From the listing below, return each line that includes "components".

◆ ◆ ◆ ◆

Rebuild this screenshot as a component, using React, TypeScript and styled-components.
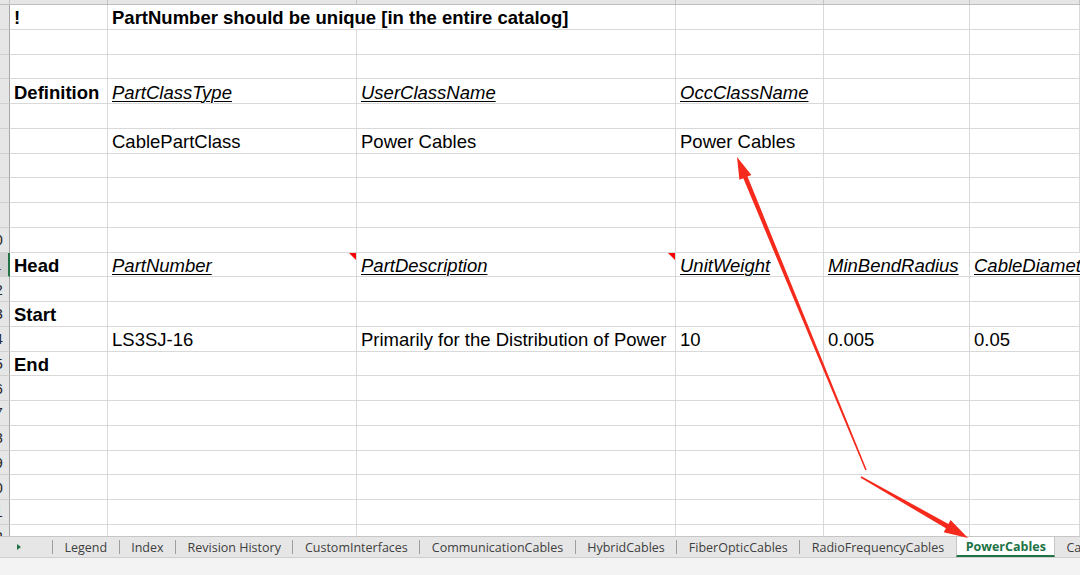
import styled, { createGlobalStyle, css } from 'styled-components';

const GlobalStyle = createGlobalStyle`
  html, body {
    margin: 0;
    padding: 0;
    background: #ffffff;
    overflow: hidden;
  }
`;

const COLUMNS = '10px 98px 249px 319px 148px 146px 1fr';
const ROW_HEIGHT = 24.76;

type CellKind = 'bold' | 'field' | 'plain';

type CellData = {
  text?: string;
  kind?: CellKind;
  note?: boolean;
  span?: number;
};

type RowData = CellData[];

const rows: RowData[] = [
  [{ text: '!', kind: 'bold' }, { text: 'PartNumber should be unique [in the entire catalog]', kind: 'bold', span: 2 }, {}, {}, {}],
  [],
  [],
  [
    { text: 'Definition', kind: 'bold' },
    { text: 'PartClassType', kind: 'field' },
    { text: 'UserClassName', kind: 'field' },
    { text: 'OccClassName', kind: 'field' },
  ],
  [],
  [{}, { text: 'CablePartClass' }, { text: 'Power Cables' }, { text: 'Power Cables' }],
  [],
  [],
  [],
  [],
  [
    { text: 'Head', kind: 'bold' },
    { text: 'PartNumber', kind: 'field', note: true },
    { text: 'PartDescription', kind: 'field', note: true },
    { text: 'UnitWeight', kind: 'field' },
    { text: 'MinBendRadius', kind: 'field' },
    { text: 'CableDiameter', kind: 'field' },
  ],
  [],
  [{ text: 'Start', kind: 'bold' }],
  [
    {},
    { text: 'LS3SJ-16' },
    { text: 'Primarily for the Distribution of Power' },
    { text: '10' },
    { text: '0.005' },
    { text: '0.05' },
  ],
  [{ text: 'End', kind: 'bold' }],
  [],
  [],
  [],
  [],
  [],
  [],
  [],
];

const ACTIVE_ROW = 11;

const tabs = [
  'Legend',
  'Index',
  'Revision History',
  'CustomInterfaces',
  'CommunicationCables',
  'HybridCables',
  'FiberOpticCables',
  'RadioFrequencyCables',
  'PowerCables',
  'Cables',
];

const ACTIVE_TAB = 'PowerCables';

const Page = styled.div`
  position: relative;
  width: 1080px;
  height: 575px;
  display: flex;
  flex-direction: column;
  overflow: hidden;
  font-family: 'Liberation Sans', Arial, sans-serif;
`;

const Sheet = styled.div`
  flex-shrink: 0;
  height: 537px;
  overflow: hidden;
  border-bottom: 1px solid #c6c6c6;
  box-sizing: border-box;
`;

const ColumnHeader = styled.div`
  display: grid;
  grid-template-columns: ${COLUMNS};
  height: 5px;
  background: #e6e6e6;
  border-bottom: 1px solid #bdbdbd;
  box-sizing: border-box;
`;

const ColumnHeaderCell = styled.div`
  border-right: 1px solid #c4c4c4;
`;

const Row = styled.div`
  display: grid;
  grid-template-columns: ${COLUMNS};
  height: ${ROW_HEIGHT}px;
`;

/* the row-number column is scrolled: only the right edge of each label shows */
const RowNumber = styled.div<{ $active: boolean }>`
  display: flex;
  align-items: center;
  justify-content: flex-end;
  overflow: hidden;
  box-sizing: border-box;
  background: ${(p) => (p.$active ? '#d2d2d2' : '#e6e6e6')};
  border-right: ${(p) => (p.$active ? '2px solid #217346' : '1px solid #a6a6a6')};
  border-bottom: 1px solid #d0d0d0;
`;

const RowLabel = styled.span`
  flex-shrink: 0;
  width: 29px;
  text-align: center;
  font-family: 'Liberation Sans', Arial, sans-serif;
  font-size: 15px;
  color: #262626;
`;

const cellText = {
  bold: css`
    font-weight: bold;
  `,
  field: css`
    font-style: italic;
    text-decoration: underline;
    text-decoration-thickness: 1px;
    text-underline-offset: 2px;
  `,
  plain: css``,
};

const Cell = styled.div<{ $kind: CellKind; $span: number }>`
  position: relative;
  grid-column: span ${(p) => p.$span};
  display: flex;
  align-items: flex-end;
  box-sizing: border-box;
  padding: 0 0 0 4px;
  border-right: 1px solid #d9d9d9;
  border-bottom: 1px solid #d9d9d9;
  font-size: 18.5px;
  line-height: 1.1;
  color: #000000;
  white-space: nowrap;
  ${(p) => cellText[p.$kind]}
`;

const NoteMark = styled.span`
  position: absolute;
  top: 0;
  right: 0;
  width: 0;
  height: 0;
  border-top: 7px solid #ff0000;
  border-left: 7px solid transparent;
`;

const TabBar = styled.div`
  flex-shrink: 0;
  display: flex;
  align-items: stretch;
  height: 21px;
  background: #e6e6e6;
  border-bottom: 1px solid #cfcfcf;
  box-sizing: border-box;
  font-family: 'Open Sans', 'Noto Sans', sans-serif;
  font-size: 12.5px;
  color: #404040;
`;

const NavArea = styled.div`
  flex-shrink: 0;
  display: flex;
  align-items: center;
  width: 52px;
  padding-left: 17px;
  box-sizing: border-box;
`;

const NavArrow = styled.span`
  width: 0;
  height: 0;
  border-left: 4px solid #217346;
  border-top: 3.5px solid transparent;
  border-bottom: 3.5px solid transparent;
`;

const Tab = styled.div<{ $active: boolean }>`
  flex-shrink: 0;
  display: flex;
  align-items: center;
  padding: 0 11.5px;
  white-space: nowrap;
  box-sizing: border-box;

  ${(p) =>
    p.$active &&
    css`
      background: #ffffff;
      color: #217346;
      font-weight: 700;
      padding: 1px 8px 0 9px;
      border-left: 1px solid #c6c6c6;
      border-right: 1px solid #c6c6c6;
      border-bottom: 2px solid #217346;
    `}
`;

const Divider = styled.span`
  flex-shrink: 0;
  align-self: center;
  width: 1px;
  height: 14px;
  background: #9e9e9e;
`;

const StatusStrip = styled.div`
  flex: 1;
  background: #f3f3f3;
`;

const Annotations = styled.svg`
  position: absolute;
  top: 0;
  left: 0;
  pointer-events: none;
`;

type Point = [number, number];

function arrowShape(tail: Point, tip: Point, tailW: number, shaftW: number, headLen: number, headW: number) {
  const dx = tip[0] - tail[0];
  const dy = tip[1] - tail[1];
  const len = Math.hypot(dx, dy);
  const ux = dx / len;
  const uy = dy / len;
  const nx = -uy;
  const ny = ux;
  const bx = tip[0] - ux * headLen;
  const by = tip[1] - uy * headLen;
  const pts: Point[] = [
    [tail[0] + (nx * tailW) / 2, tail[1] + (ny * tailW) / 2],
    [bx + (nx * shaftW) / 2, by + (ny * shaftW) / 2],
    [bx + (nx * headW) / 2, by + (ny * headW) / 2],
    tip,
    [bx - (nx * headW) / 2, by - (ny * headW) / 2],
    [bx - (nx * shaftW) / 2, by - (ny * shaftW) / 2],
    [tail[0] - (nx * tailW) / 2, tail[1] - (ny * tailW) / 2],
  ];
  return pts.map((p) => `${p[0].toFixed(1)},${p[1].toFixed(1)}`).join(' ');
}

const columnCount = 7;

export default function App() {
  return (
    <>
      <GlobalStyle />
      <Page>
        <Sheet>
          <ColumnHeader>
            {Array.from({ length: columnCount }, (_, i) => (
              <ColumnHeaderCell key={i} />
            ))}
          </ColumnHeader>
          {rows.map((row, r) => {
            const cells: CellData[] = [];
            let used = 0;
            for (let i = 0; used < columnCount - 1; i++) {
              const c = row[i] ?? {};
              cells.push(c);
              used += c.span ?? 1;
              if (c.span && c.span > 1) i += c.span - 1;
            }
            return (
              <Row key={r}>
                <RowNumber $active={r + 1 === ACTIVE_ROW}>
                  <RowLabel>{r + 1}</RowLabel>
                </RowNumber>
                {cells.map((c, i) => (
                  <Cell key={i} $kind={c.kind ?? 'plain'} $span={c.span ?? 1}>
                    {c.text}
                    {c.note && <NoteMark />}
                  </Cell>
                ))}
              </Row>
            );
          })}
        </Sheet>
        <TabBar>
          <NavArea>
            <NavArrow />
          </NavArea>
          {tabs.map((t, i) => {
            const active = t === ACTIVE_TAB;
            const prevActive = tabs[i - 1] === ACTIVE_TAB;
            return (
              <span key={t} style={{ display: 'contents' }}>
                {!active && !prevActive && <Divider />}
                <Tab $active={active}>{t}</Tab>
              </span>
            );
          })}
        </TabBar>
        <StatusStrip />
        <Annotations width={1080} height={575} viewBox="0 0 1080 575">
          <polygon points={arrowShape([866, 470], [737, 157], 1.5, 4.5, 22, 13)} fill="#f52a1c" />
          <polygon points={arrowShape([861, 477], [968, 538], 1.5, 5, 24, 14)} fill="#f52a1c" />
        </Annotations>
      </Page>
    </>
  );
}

◆ ◆ ◆ ◆

The answer
Rebuild this screenshot as a component, using React, TypeScript and styled-components.
import styled, { createGlobalStyle, css } from 'styled-components';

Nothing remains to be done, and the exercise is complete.